Lawyers set rates based on how much time they think it will take to resolve the client's legal matter. If your son wants to have a plea agreement negotiated this would be a great deal cheaper than a trial, because it requires much less time to accomplish. A trial on charges of this sort would be expensive, as the stakes are high, upwards of $10,000.
You can get a more specific ballpark estimate for your part of the country by talking to the Virginia Bar Association's Lawyer Referral Service.
The assault and battery are lesser included offenses. That is, if a jury decides that he didn't intend to maim or kill her when he wounded her, they could still find him guilty of assault. Depending on the seriousness of the injuries that could be a misdemeanor or a felony. The destruction of property is a misdemeanor.
The charge that is the most worrisome is the malicious wounding. If your son is still a juvenile, they are looking to try him as an adult in adult court.
The case does not belong to the complainant. It belongs to the state. Even if the complainant doesn't want to prosecute, the prosecutor can go forward anyway and compel her to testify or to face jail time for contempt.
public defenders are fully-credentialed, experienced criminal defense lawyers.
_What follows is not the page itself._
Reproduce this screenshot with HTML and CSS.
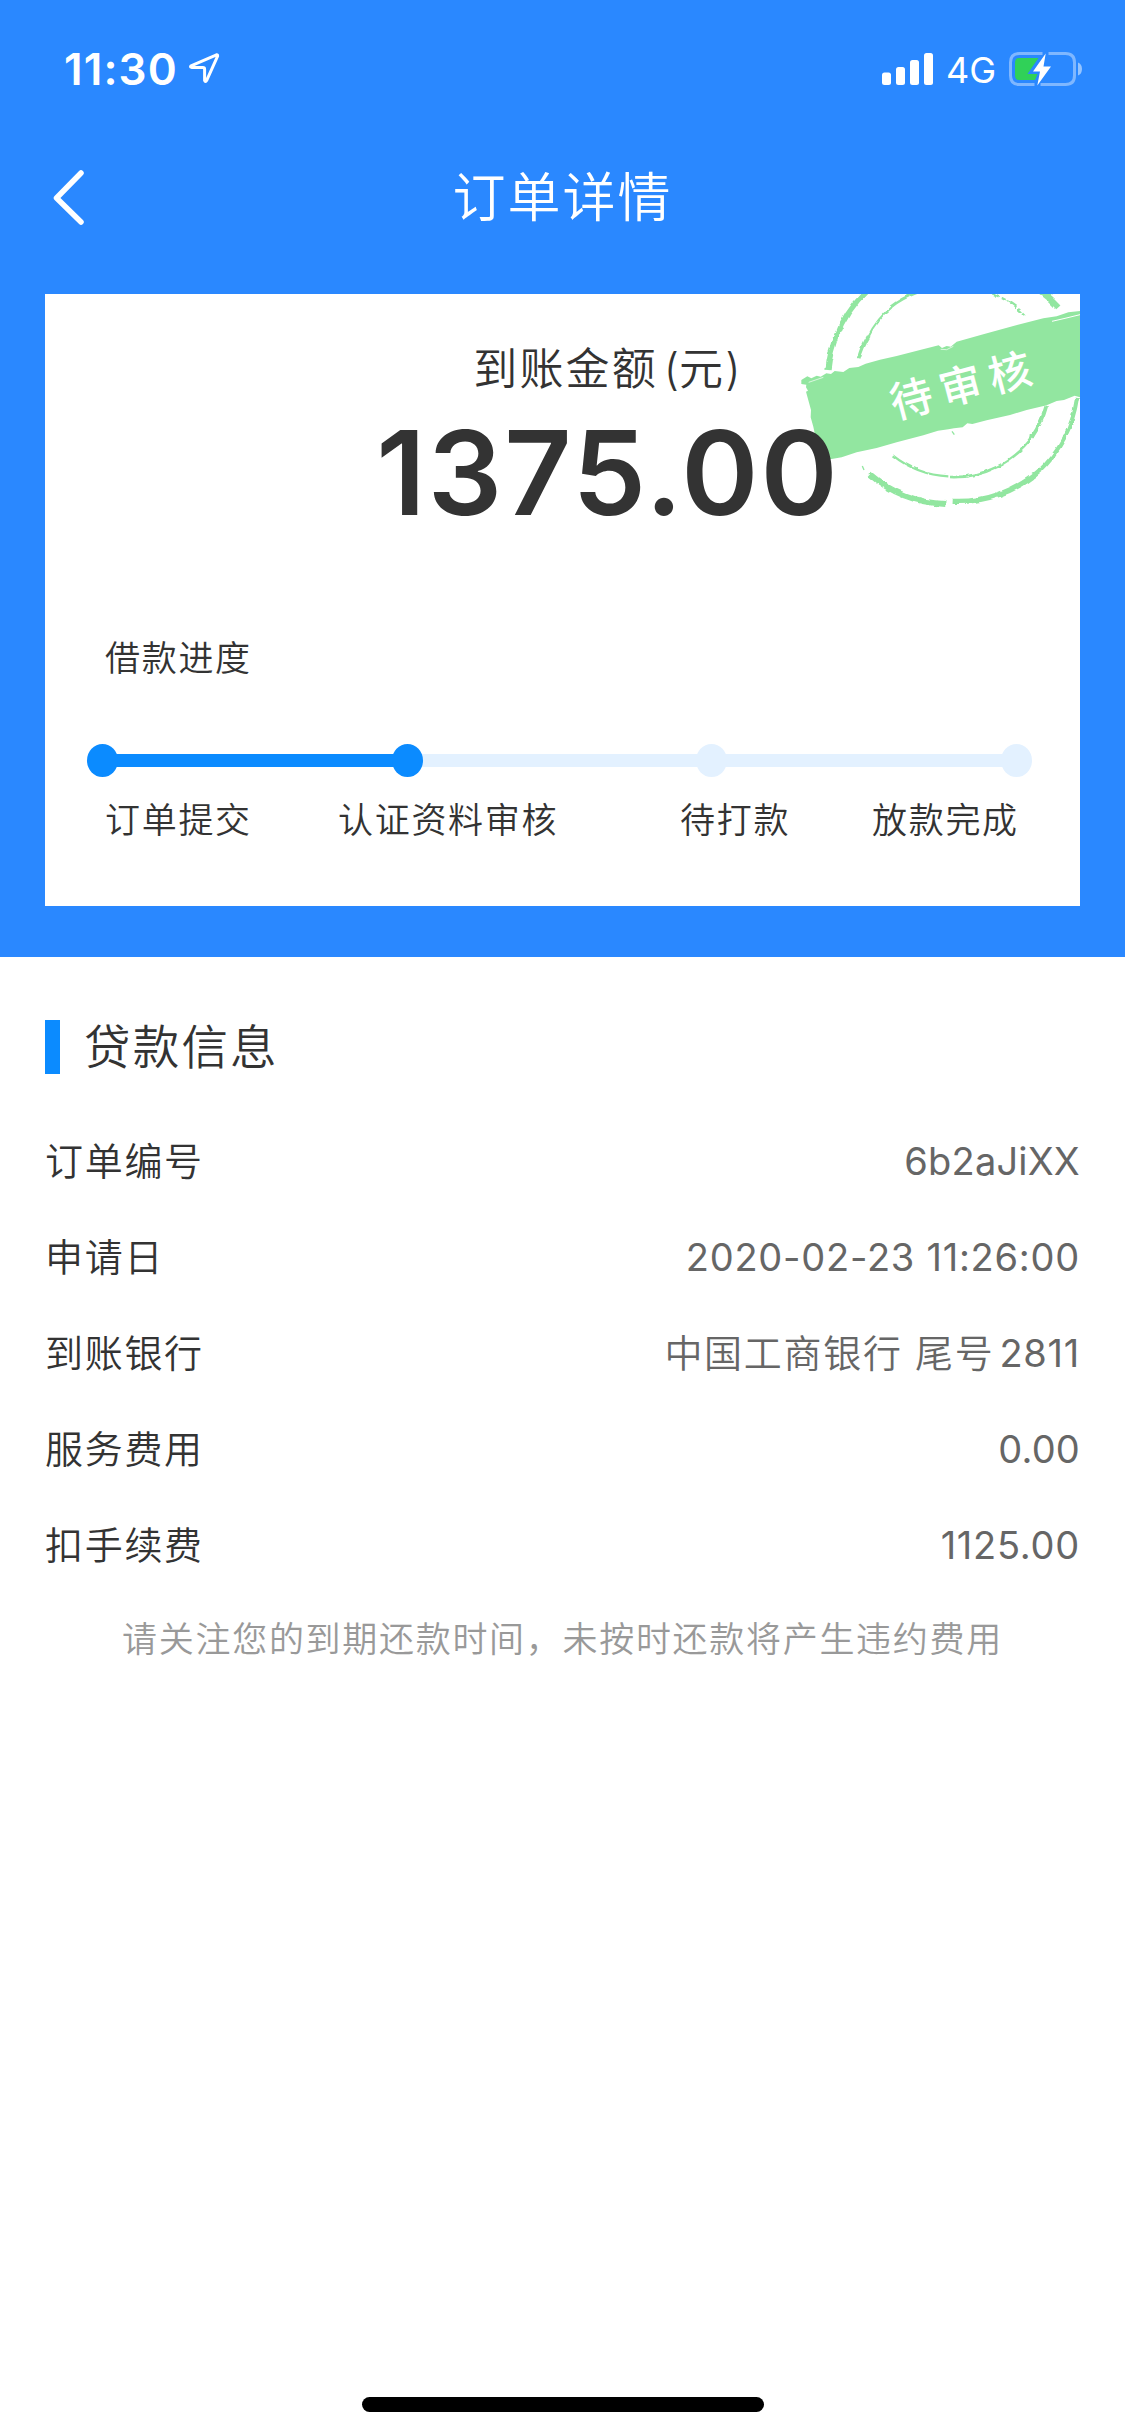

Like the lawyers in private law firms, some public defenders are excellent, some poor and most average. If your son likes his lawyer and is confident in him or her, he likely has one of the good ones. If your son doesn't, then a private lawyer would be a better choice.
Thanks for the clarification. You mentioned juvenile court, which doesn't apply.
Prosecutors always tend to overcharge criminal cases. It may be that the facts are more in your son's favor than the prosecutor thinks. But given the serious nature of the charges, the prosecutor isn't likely to offer an attractive plea possibility, and this case will have to go to trial.
The fact that the face has healed doesn't mean he can't be found guilty of malicious wounding if he is found to have committed those injuries with the intent to maim, kill, disable or disfigure her. In other words, his state of mind and what he intended to do, whether successful or not, is part of what makes up the crime.